When a DNSSEC_enabled resolver queries for a non-existent name in this range, such as ama the NXDOMAIN response includes this NSEC record and its associated signature. This NSEC response is telling us so much more than just the fact that the label ama is not a delegated label in the root zone. It’s telling us that all labels that lie between am and americanexpress are not defined in the root zone, and of course there are a very large set of such non-existent labels. However, for each such label, if it were to be queried, the NXDOMAIN response would include exactly the same NSEC records. If the recursive resolver were to cache these NSEC responses it could use its cache to respond to such queries, either providing the entire NSEC records set if the query included the DNSSEC OK flag setting, or a simple NXDOMAIN otherwise.

The consequence is that we now have a very efficient way of caching the fact of nonexistence of domain names.

What happens to an attack using random name queries when the zone is signed and the recursive resolvers are caching NSEC records? A recursive resolver will not pass these queries to the authoritative server, but will use its own local cache to respond once it loads its cache. So, if recursive resolvers are set up to perform DNSSEC validation, and if a zone is DNSSEC-signed, then random name attacks on authoritative name servers will be absorbed by the recursive resolvers.

This has the potential to change the perception of DNSSEC. Signing the DNS has always been a difficult proposition. The cache poisoning attacks that DNSSEC can prevent are somewhat esoteric, and many zone administrators see little direct benefit in signing their zones. At the same time while so few zones are signed, then the value proposition for recursive resolvers to perform DNSSEC validation was similarly weak.

However, DNSSEC and NSEC caching has a far broader area of application, namely in mitigating the common form of attack on authoritative name servers, namely the random name attack. If resolvers perform DNSSEC validation and NSEC caching then they can operate a more efficient cache for signed zones, so they can answer all queries from their cache, rather than passing all such queries to the authoritative name servers. At the same time the authoritative name servers would see a major drop in query traffic, and in particular, a very significant drop in random name attack traffic.

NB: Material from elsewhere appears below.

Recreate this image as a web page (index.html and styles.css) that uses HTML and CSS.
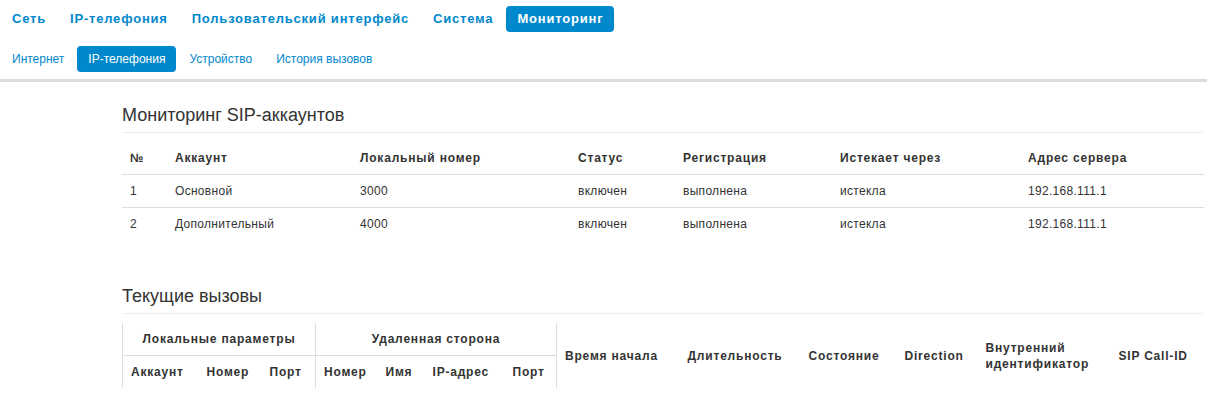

It’s now clear that DNSSEC can help us here. Resolvers should attempt to validate DNSSEC-signed responses by default. And if the response is NXDOMAIN, the resolvers should cache the NSEC response and reuse that response for the cache lifetime of the NSEC record, as per RFC8198. If zone administrators really want to secure their name service, then just serving their name from within an anycast castle is not enough. What we need is for the millions of recursive resolvers to be able to help deflect random name attacks. But perhaps this is not such an impossibly distant goal as It may have seemed in the past. There are a very small number of providers of DNS resolution code, and if these providers were to include support for RFC8198 Aggressive NSEC caching in their code and switch it on in the default distribution, then the uptake of this rather critical measure would be much quicker.

I find that I agree with the conclusions drawn in Giovane Moura’s IEPG presentation that oversharing in the top level domain space across a small number of specialised servers is a distinct risk for the resilience of the DNS. But where to go from here is the question. Constructing more heavily fortified anycast DNS server castles adds cost to the DNS without tangible benefit to anyone, so that path does not particularly appeal to me.

It’s often the case in our current Internet that everyone wants to solve a problem at all levels of the protocol stack simultaneously. We want to improve the performance speed of applications by shaving time off the DNS request, and naturally the DNS providers leap on this and paint a picture where their anycast cloud offers fast resolution performance from all of their anycast points “just in case” the application that uses these DNS names happens to be running in the served region. A lot of information is being pushed to a lot of servers a lot of the time just in case a resolver asks to resolve that name. It seems like an extravagant solution to me.

I wonder if perhaps we are just not looking at this problem in a way that leads to different ways to address the issue. The role of authoritative name servers in the DNS, from the root downward, is not in fact to answer all queries generated by end users. The strength of the DNS lies in its caching ability, so that recursive resolvers handle the bulk of the query load. Sure, first lookups are slower than subsequent lookups because of cache priming operations, but one a name is served from the local cache it’s as fast as your local resolver can make it. Authoritative servers answer cache misses from recursive resolvers. That’s their role. That’s the entirety of their role.

So this leads to a different response if you want the DNS resolution for your name to be as fast as possible. Set your zone’s cache lifetime to be long. Once the resolution outcome is loaded into the local recursive resolver’s cache, then the authoritative server is just not a factor in performance until the cache expires. So perhaps if the application is not attuned to make efficient use of the DNS you can also assist the application by using long cache TTLs for your stable DNS data. Yes, this is a tradeoff of timelieness to change and performance of resolution, and many DNS administrators will pick different points along a spectrum of cacheability vs dynamic control. But once more the beauty of the DNS is that this parameter can be set for each zone, so each zone administrator can tune their zone to behave according to their requirements. One size does not have to fit all.

It is also an option to tune the application. An application that initiates a DNS resolution as a background task well in advance of the time of object retrieval will eliminate much of the perceived latency of the application. Applications that make extensive use of diversely named objects are susceptible to performance improvement through using parallelism of these DNS requests as well as background pre-fetching.

It took some hundreds of years, but Europe eventually reacted to the introduction of gunpowder and artillery by recognising that they simply could not build castles large enough to defend against any conceivable attack. So they stopped.

I hope it does not take us the same amount of time to understand that building ever more massively fortified and over-provisioned servers is simply a tactic for today, not a strategy for tomorrow.